After reading the question: Is artificial gravity feasible in manned long-term space exploration?, I am having a hard time imagining what experiencing the "continuous acceleration" method of gravity generation would be like.
First, what direction on the ship would the gravity be generated in?
Imagine the following spaceship travelling from left to right:
UP
BACK #>-----O> FRONT
DOWN
DOWN: (earth like) as depicted in most movies, like driving a car
BACK: (makes most logical sense to me) like spinning a bucket of water or getting
pulled back in a car from accelerating quickly
UP: like walking on the ceiling
FRONT: opposite of back
Second, how long would you get the artificial gravity, and would it mess up half way through the flight?
This answer on that question states that you would travel at 1g until you reach the halfway point, then you turn retrograde and de-accelerate for the rest of the trip.
So would you have 1g throughout the entire trip? Including the retrograde phase?
In the retrograde phase, would the gravity be reversed? Causing you to have to walk on the ceiling for the remainder of the trip?
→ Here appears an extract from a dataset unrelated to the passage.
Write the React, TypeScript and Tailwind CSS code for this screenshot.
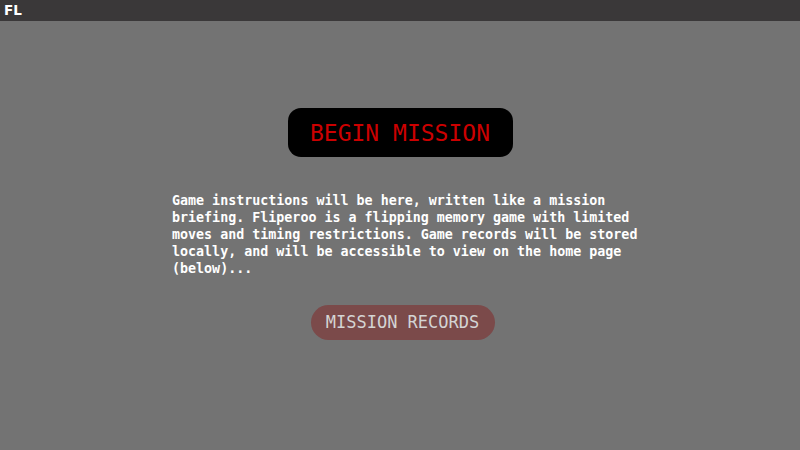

My assumption is that future spaceships that travel in this manner would essentially be an RV, standing on it's nose on the back of a truck. The truck would be travelling so fast that you would be able to stand upright in the RV. Then for the last part of the journey (retrograde), you would stand on the ceiling for a while until slowly loosing gravity (and while changing to retrograde you would be in zero g breifly).
As you can see I am having a little trouble flying on one of these spaceships in my head. Can anyone help?